• _Work instructions_:
Scan the lines below; pull out those with "Write".

══ Source material

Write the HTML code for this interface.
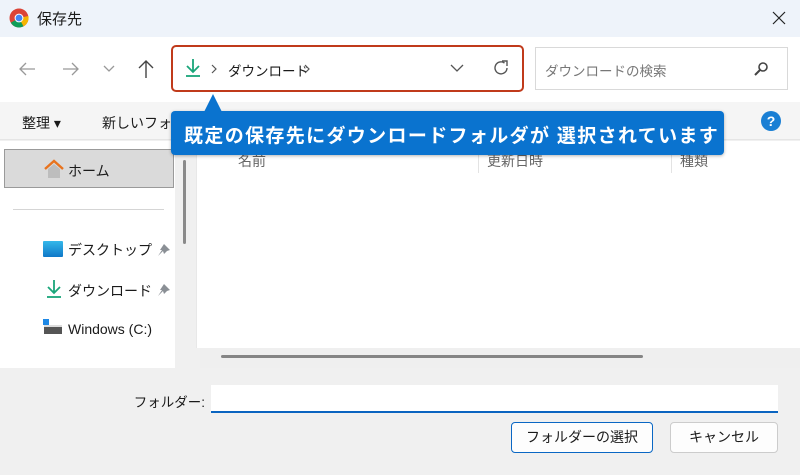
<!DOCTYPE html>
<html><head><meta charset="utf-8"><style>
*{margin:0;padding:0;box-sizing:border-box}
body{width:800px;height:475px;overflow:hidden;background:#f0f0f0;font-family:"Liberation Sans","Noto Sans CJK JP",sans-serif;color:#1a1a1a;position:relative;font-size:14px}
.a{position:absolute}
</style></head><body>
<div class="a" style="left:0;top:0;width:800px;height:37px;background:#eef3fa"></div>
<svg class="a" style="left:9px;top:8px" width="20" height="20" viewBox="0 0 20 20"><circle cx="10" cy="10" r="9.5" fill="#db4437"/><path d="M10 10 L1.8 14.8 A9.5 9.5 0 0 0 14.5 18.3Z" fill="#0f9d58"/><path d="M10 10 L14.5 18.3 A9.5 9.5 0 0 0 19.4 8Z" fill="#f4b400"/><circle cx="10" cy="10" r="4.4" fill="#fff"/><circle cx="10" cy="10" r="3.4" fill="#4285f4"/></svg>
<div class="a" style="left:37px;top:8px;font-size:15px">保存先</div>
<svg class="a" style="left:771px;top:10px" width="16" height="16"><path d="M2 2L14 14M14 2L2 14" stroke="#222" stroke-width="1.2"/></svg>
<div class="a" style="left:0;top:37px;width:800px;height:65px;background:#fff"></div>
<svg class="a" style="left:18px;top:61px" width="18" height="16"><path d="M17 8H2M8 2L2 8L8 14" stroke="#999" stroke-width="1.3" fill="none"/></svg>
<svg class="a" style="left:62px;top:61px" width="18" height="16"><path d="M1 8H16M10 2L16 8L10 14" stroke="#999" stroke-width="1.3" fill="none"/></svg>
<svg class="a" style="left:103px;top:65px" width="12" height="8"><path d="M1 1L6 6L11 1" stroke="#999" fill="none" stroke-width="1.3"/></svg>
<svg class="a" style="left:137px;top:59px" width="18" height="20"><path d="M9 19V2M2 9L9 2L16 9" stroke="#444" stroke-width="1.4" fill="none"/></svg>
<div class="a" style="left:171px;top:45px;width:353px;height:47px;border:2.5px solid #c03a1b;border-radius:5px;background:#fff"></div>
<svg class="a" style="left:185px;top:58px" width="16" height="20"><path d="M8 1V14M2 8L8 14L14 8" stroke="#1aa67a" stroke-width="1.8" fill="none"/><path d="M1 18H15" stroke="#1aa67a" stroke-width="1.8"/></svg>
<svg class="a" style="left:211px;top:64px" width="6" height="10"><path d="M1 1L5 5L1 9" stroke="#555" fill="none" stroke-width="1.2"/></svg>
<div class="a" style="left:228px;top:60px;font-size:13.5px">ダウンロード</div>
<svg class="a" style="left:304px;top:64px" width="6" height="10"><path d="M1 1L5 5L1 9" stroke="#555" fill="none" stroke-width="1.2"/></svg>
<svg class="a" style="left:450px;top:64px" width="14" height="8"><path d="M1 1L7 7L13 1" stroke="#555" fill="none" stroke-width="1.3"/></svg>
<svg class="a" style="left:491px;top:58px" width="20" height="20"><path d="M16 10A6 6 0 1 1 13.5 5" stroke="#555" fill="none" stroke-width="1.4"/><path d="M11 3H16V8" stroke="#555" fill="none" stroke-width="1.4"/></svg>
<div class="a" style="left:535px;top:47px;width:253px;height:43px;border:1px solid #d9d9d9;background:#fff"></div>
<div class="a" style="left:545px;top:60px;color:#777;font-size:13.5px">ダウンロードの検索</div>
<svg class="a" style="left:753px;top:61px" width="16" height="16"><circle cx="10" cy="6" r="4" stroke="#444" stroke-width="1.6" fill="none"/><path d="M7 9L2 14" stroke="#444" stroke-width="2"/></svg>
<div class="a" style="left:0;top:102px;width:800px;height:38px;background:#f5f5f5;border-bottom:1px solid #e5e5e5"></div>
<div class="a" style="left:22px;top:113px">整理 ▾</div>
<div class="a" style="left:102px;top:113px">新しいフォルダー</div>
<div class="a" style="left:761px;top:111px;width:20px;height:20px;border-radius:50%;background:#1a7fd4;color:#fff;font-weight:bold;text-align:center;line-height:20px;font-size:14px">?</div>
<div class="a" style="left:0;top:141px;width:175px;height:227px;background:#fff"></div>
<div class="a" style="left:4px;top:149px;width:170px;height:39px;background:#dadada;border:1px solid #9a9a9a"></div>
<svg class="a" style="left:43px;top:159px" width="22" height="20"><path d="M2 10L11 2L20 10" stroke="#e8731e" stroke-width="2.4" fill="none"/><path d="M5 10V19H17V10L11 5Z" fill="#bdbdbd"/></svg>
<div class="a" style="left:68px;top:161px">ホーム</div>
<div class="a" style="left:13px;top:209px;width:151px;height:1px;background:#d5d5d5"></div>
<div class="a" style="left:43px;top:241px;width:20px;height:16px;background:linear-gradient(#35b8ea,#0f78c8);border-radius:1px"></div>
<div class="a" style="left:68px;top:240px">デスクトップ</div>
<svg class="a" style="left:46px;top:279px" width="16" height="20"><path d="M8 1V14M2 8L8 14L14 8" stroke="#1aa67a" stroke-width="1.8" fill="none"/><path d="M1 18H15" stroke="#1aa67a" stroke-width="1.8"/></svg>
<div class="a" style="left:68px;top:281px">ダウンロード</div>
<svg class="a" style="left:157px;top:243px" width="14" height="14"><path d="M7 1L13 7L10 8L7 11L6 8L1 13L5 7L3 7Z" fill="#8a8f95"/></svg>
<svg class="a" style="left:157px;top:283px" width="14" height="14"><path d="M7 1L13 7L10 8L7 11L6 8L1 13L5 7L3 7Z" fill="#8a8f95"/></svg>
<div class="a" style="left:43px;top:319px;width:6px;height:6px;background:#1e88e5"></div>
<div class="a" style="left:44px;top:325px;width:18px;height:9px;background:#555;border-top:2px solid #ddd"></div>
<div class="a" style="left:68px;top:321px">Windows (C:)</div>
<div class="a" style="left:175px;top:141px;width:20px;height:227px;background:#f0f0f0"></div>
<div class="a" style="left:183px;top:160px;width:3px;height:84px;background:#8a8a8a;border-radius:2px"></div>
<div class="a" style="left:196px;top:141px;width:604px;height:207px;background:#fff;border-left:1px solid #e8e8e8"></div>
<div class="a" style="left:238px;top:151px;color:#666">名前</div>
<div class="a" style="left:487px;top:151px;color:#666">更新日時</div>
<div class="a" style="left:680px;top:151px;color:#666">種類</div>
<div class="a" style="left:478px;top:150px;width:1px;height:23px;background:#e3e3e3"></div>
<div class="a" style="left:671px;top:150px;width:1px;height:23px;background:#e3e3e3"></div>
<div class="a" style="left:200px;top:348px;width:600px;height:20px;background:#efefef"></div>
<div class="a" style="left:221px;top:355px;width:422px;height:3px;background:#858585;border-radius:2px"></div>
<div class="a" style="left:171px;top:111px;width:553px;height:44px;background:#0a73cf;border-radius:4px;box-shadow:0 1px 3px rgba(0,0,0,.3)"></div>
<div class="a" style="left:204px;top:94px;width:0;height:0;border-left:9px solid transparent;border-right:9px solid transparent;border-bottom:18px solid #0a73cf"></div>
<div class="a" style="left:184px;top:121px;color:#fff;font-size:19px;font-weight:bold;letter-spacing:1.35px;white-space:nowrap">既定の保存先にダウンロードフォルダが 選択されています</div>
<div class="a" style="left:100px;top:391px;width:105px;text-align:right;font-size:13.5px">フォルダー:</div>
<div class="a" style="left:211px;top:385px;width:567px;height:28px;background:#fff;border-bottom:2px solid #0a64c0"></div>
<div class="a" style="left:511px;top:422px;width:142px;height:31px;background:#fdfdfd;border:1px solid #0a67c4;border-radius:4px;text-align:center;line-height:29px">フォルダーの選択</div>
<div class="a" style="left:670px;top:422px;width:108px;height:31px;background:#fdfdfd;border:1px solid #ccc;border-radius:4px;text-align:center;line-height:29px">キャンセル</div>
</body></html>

════
══ Source material

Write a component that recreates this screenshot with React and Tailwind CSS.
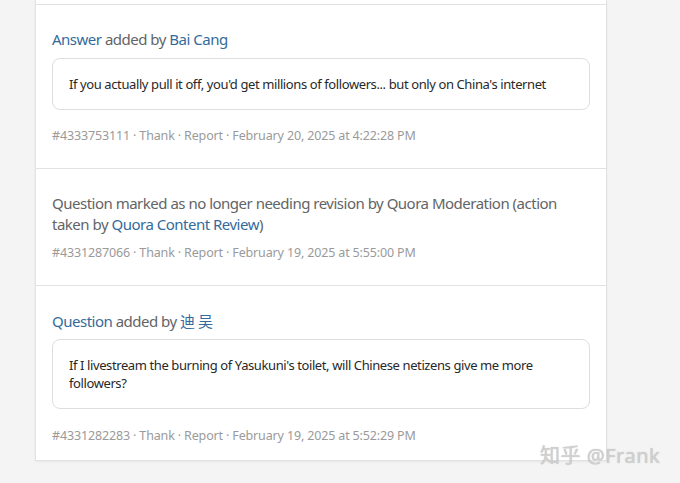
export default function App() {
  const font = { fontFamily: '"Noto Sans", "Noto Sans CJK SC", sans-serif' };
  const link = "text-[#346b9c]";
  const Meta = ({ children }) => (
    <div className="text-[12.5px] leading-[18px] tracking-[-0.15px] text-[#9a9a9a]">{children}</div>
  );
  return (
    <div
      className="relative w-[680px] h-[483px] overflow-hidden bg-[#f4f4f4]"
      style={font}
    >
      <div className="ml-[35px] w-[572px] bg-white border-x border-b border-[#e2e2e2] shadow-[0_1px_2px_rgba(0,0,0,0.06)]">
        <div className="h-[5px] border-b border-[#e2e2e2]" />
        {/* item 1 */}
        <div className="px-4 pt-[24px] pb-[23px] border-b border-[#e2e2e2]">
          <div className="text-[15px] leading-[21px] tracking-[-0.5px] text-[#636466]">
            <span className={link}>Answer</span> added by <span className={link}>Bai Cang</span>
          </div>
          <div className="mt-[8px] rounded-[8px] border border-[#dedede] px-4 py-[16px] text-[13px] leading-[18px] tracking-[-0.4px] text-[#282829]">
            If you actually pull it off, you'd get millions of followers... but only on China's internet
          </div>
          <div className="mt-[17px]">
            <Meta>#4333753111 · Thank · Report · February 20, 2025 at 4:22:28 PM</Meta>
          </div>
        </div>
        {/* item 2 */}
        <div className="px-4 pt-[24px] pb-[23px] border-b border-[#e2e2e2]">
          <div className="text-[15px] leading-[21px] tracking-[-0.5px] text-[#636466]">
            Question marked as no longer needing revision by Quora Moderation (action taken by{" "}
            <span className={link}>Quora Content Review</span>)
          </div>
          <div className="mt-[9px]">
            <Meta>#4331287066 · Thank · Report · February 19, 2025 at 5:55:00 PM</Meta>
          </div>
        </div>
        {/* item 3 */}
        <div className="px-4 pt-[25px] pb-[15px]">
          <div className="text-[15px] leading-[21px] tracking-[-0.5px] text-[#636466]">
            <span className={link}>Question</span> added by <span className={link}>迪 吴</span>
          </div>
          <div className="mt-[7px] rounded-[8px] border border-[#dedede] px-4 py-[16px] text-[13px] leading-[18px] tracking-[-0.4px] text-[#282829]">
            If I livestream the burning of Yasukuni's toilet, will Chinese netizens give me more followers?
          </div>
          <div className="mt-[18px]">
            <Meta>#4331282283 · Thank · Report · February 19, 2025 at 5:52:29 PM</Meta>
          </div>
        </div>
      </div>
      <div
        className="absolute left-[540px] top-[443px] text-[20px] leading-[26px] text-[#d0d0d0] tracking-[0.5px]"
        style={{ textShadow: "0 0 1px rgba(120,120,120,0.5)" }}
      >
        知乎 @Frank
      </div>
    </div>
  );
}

════
══ Source material

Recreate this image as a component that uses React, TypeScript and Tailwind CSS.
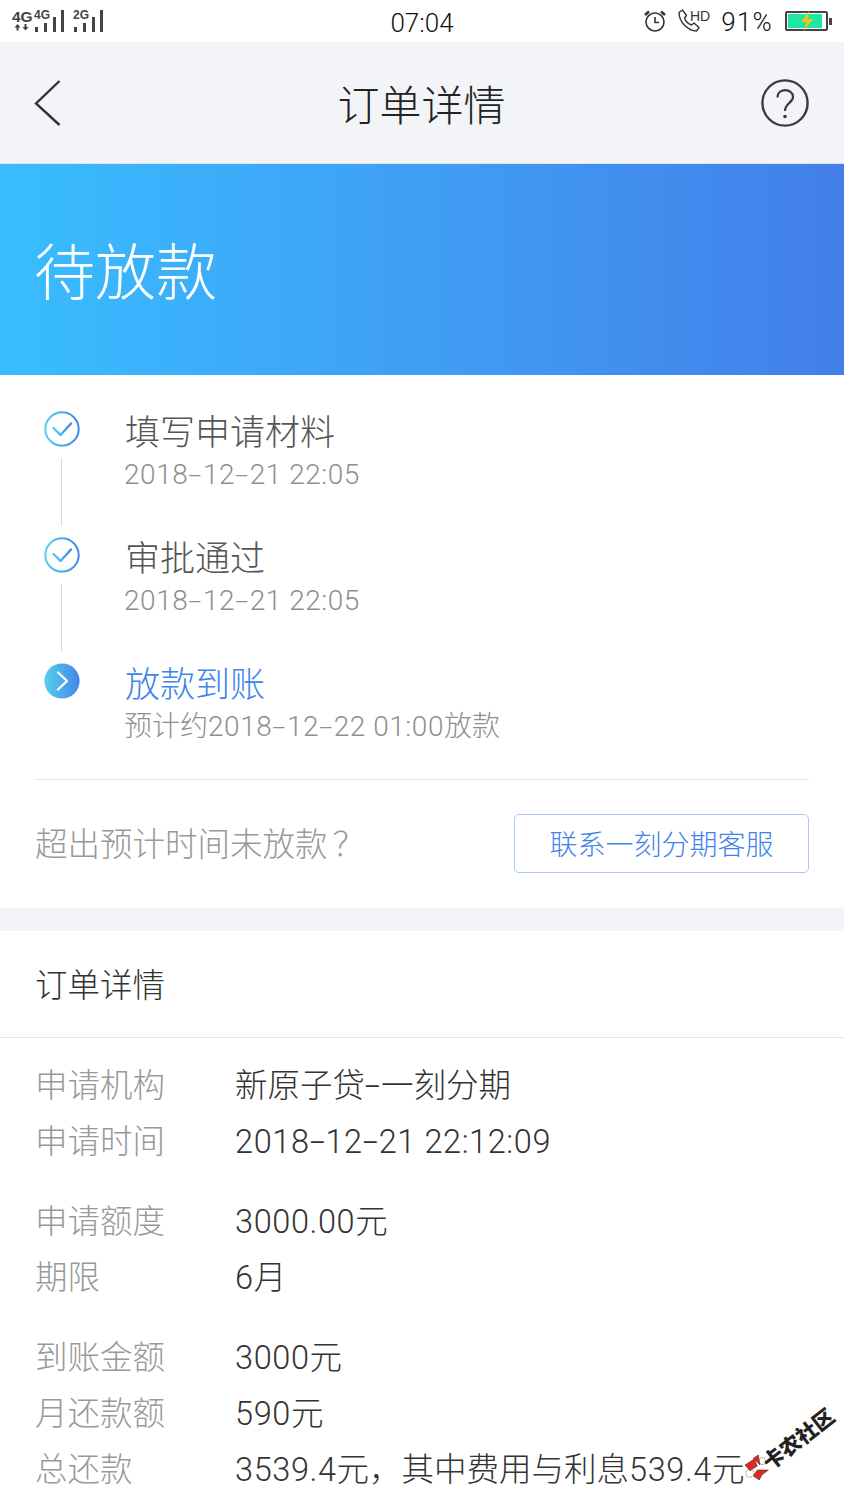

════

• _Correct response_:
Write the HTML code for this interface.
Write a component that recreates this screenshot with React and Tailwind CSS.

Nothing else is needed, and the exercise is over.